RAW DATA:
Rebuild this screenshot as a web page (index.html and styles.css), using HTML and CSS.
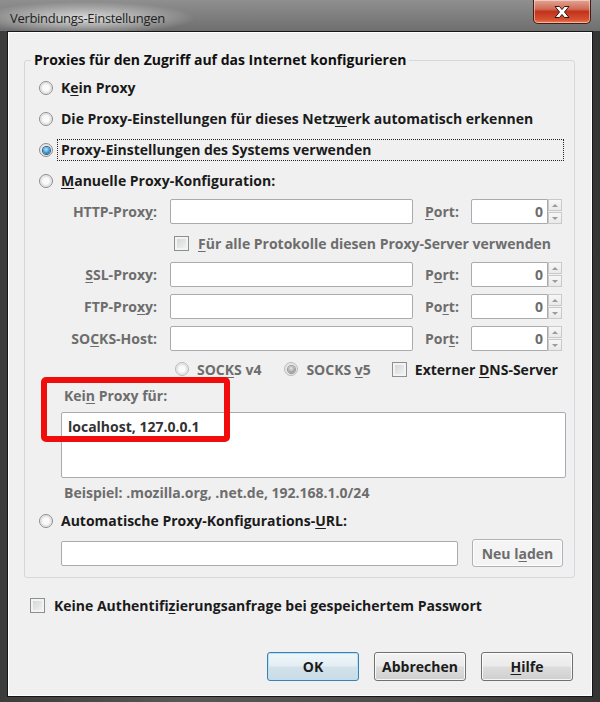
FILE: index.html
```html
<!DOCTYPE html>
<html lang="de">
<head>
    <meta charset="UTF-8">
    <title>Verbindungs-Einstellungen</title>
    <link rel="stylesheet" href="styles.css">
</head>
<body>
    <div class="window">
        <div class="titlebar">
            <span class="title">Verbindungs-Einstellungen</span>
            <span class="close">
                <svg width="20" height="14" viewBox="0 0 20 14">
                    <path d="M3 1.5 L7.5 1.5 L10 4.5 L12.5 1.5 L17 1.5 L12.5 7 L17 12.5 L12.5 12.5 L10 9.5 L7.5 12.5 L3 12.5 L7.5 7 Z" fill="#fff" stroke="#3a1410" stroke-width="1" stroke-linejoin="round"/>
                </svg>
            </span>
        </div>

        <div class="client">
            <fieldset class="group">
                <legend>Proxies für den Zugriff auf das Internet konfigurieren</legend>

                <div class="opt"><span class="radio"></span><span class="lbl">K<u>e</u>in Proxy</span></div>
                <div class="opt"><span class="radio"></span><span class="lbl">Die Proxy-Einstellungen für dieses Netz<u>w</u>erk automatisch erkennen</span></div>
                <div class="opt"><span class="radio on"></span><span class="lbl focus">Proxy-Einstellun<u>g</u>en des Systems verwenden</span></div>
                <div class="opt"><span class="radio"></span><span class="lbl"><u>M</u>anuelle Proxy-Konfiguration:</span></div>

                <div class="manual">
                    <span class="name">HTTP-Prox<u>y</u>:</span>
                    <span class="field"></span>
                    <span class="port-lbl"><u>P</u>ort:</span>
                    <span class="port"><span class="num">0</span><span class="spin"><i class="up"></i><i class="down"></i></span></span>

                    <span class="span-row check-row"><span class="check"></span><span class="dis"><u>F</u>ür alle Protokolle diesen Proxy-Server verwenden</span></span>

                    <span class="name"><u>S</u>SL-Proxy:</span>
                    <span class="field"></span>
                    <span class="port-lbl">P<u>o</u>rt:</span>
                    <span class="port"><span class="num">0</span><span class="spin"><i class="up"></i><i class="down"></i></span></span>

                    <span class="name">FTP-Pro<u>x</u>y:</span>
                    <span class="field"></span>
                    <span class="port-lbl">Po<u>r</u>t:</span>
                    <span class="port"><span class="num">0</span><span class="spin"><i class="up"></i><i class="down"></i></span></span>

                    <span class="name">SO<u>C</u>KS-Host:</span>
                    <span class="field"></span>
                    <span class="port-lbl">Por<u>t</u>:</span>
                    <span class="port"><span class="num">0</span><span class="spin"><i class="up"></i><i class="down"></i></span></span>

                    <span class="span-row socks-row">
                        <span class="radio dim"></span><span class="dis v4">SOC<u>K</u>S v4</span>
                        <span class="radio dim on"></span><span class="dis v5">SOCKS <u>v</u>5</span>
                        <span class="check"></span><span>Externer <u>D</u>NS-Server</span>
                    </span>
                </div>

                <div class="noproxy">
                    <div class="np-label dis">Kei<u>n</u> Proxy für:</div>
                    <div class="textarea">localhost, 127.0.0.1</div>
                    <div class="hint dis">Beispiel: .mozilla.org, .net.de, 192.168.1.0/24</div>
                </div>

                <div class="opt auto"><span class="radio"></span><span class="lbl">Automatische Proxy-Konfigurations-<u>U</u>RL:</span></div>
                <div class="url-row">
                    <span class="field url"></span>
                    <span class="btn dis">Neu l<u>a</u>den</span>
                </div>
            </fieldset>

            <div class="auth"><span class="check"></span><span>Keine Authentifi<u>z</u>ierungsanfrage bei gespeichertem Passwort</span></div>

            <div class="buttons">
                <span class="btn default">OK</span>
                <span class="btn">Abbrechen</span>
                <span class="btn"><u>H</u>ilfe</span>
            </div>
        </div>

        <!-- Markierung aus dem Screenshot -->
        <div class="mark"></div>
    </div>
</body>
</html>
```

FILE: styles.css
```css
* {
    box-sizing: border-box;
}

body {
    margin: 0;
    width: 600px;
    height: 702px;
    overflow: hidden;
    font-family: "Open Sans", "Liberation Sans", sans-serif;
    font-size: 14px;
    font-weight: 700;
    color: #1b1b1b;
}

u {
    text-decoration-thickness: 1px;
    text-underline-offset: 2px;
}

.window {
    position: relative;
    height: 702px;
    padding: 0 7px 5px 7px;
    display: flex;
    flex-direction: column;
    background: linear-gradient(90deg, #3c3c3c, #575757 30%, #4b4b4b 70%, #353535);
}

/* Titelleiste */
.titlebar {
    height: 31px;
    flex: none;
    margin: 0 -7px;
    padding: 0 9px 0 10px;
    display: flex;
    justify-content: space-between;
    align-items: flex-start;
    background:
        radial-gradient(ellipse 110px 16px at 85px 18px, rgba(225, 225, 225, 0.95), rgba(225, 225, 225, 0)),
        linear-gradient(#8f8f8f, #6f6f6f);
}

.title {
    margin-top: 8px;
    font-size: 13px;
    letter-spacing: -0.3px;
    font-weight: 400;
    color: #222;
    line-height: 20px;
}

.close {
    width: 58px;
    height: 24px;
    display: flex;
    align-items: center;
    justify-content: center;
    border: 1px solid #4a1b14;
    border-top: none;
    border-radius: 0 0 5px 5px;
    background: linear-gradient(#e3a594, #cf6a54 40%, #c2321c 50%, #d5512f 85%, #e87e57);
    box-shadow: inset 0 0 0 1px rgba(255, 255, 255, 0.45);
}

/* Inhalt */
.client {
    flex: 1;
    display: flex;
    flex-direction: column;
    background: #f0f0f0;
    border: 1px solid #161616;
    box-shadow: inset 0 0 0 1px #fff;
}

.group {
    margin: 18px 17px 0 16px;
    padding: 7px 10px 10px 14px;
    border: 1px solid #d2d8dd;
    border-radius: 3px;
    min-width: 0;
}

.group legend {
    margin-left: -8px;
    padding: 0 3px;
    line-height: 20px;
    color: #111;
}

.opt {
    height: 22px;
    display: flex;
    align-items: center;
    margin-bottom: 9px;
}

.opt .lbl {
    margin-left: 5px;
    padding: 0 3px;
    line-height: 20px;
}

.opt .focus {
    flex: 1;
    border: 1px dotted #222;
    padding: 0 3px;
    margin-left: 4px;
}

.opt:nth-of-type(4) {
    margin-bottom: 0;
}

.radio {
    flex: none;
    width: 14px;
    height: 14px;
    border: 1px solid #8c8c8c;
    border-radius: 50%;
    background: radial-gradient(circle at 50% 50%, #fafafa 0 3px, #e2e2e2 5px, #f7f7f7 7px);
    display: flex;
    align-items: center;
    justify-content: center;
}

.radio.on::after {
    content: "";
    width: 7px;
    height: 7px;
    border-radius: 50%;
    background: radial-gradient(circle at 45% 35%, #b6ecff, #3d96d1 55%, #174d82);
    box-shadow: 0 0 0 1px #2a5f8e;
}

.radio.dim {
    border-color: #b9b9b9;
}

.radio.dim.on::after {
    background: radial-gradient(circle at 45% 35%, #e6e6e6, #a5a5a5 60%, #808080);
    box-shadow: 0 0 0 1px #9a9a9a;
}

.check {
    flex: none;
    width: 15px;
    height: 15px;
    border: 1px solid #8e8f8f;
    background: linear-gradient(135deg, #cfd1d4, #f6f6f6);
    box-shadow: inset 0 0 0 2px #f3f3f3;
}

.dis {
    color: #6d6d6d;
}

/* Manuelle Konfiguration */
.manual {
    margin: 7px 0 0 22px;
    display: grid;
    grid-template-columns: 97px 243px 34px 91px;
    grid-template-rows: 25px 24px 25px 25px 25px 22px;
    column-gap: 12px;
    row-gap: 7px;
    align-items: center;
}

.manual .name {
    text-align: right;
    padding-right: 1px;
    color: #6d6d6d;
}

.manual .port-lbl {
    color: #6d6d6d;
}

.field {
    height: 25px;
    background: #fff;
    border: 1px solid #a9abb0;
    border-radius: 2px;
}

.port {
    height: 25px;
    display: flex;
}

.port .num {
    flex: 1;
    background: #fff;
    border: 1px solid #a9abb0;
    border-radius: 2px 0 0 2px;
    text-align: right;
    padding-right: 4px;
    line-height: 23px;
    color: #6d6d6d;
}

.spin {
    width: 14px;
    display: flex;
    flex-direction: column;
    gap: 1px;
}

.spin i {
    flex: 1;
    border: 1px solid #c9c9c9;
    background: linear-gradient(#f7f7f7, #e9e9e9);
    display: flex;
    align-items: center;
    justify-content: center;
}

.spin .up::after,
.spin .down::after {
    content: "";
    border-left: 3px solid transparent;
    border-right: 3px solid transparent;
}

.spin .up::after {
    border-bottom: 3px solid #9a9a9a;
}

.spin .down::after {
    border-top: 3px solid #9a9a9a;
}

.span-row {
    grid-column: 2 / 5;
    display: flex;
    align-items: center;
}

.check-row {
    height: 24px;
    padding-left: 4px;
}

.check-row .check {
    margin-right: 9px;
}

.socks-row {
    height: 22px;
    padding-left: 5px;
}

.socks-row .dis,
.socks-row .check + span {
    margin-left: 8px;
}

.socks-row .v4 {
    margin-right: 23px;
}

.socks-row .v5 {
    margin-right: 21px;
}

/* Ausnahmen */
.noproxy {
    margin-left: 22px;
}

.np-label {
    margin: 6px 0 0 3px;
    line-height: 20px;
}

.textarea {
    margin-top: 6px;
    width: 505px;
    height: 66px;
    background: #fff;
    border: 1px solid #a9abb0;
    border-radius: 2px;
    padding: 4px 6px;
    line-height: 20px;
    color: #333;
}

.hint {
    margin: 5px 0 0 3px;
    line-height: 20px;
}

.opt.auto {
    margin: 7px 0 0;
}

.url-row {
    margin: 7px 0 0 22px;
    height: 28px;
    display: flex;
    align-items: center;
    gap: 14px;
}

.url {
    width: 397px;
}

.btn {
    height: 28px;
    width: 91px;
    display: flex;
    align-items: center;
    justify-content: center;
    border: 1px solid #707070;
    border-radius: 3px;
    background: linear-gradient(#f2f2f2, #ebebeb 48%, #dddddd 52%, #cfcfcf);
    box-shadow: inset 0 0 0 1px rgba(255, 255, 255, 0.8);
}

.url-row .btn {
    border-color: #adb2b5;
    background: #f4f4f4;
}

/* untere Zeile */
.auth {
    margin: 16px 0 0 22px;
    height: 22px;
    display: flex;
    align-items: center;
    gap: 9px;
}

.buttons {
    margin: auto 19px 15px 0;
    display: flex;
    justify-content: flex-end;
    gap: 15px;
}

.buttons .btn {
    width: 92px;
    height: 29px;
}

.btn.default {
    border-color: #3c7fb1;
    background: linear-gradient(#eef6fa, #e3eef4 48%, #d3e2ea 52%, #c8dbe5);
    box-shadow: inset 0 0 0 1px #b8e2f6;
}

.mark {
    position: absolute;
    left: 41px;
    top: 377px;
    width: 189px;
    height: 65px;
    border: 6px solid #f20d0d;
    border-radius: 5px;
}
```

EXERCISE REQUIREMENTS: Write out each line of the data that holds the string "styles".

THE ANSWER:
Rebuild this screenshot as a web page (index.html and styles.css), using HTML and CSS.
    <link rel="stylesheet" href="styles.css">
FILE: styles.css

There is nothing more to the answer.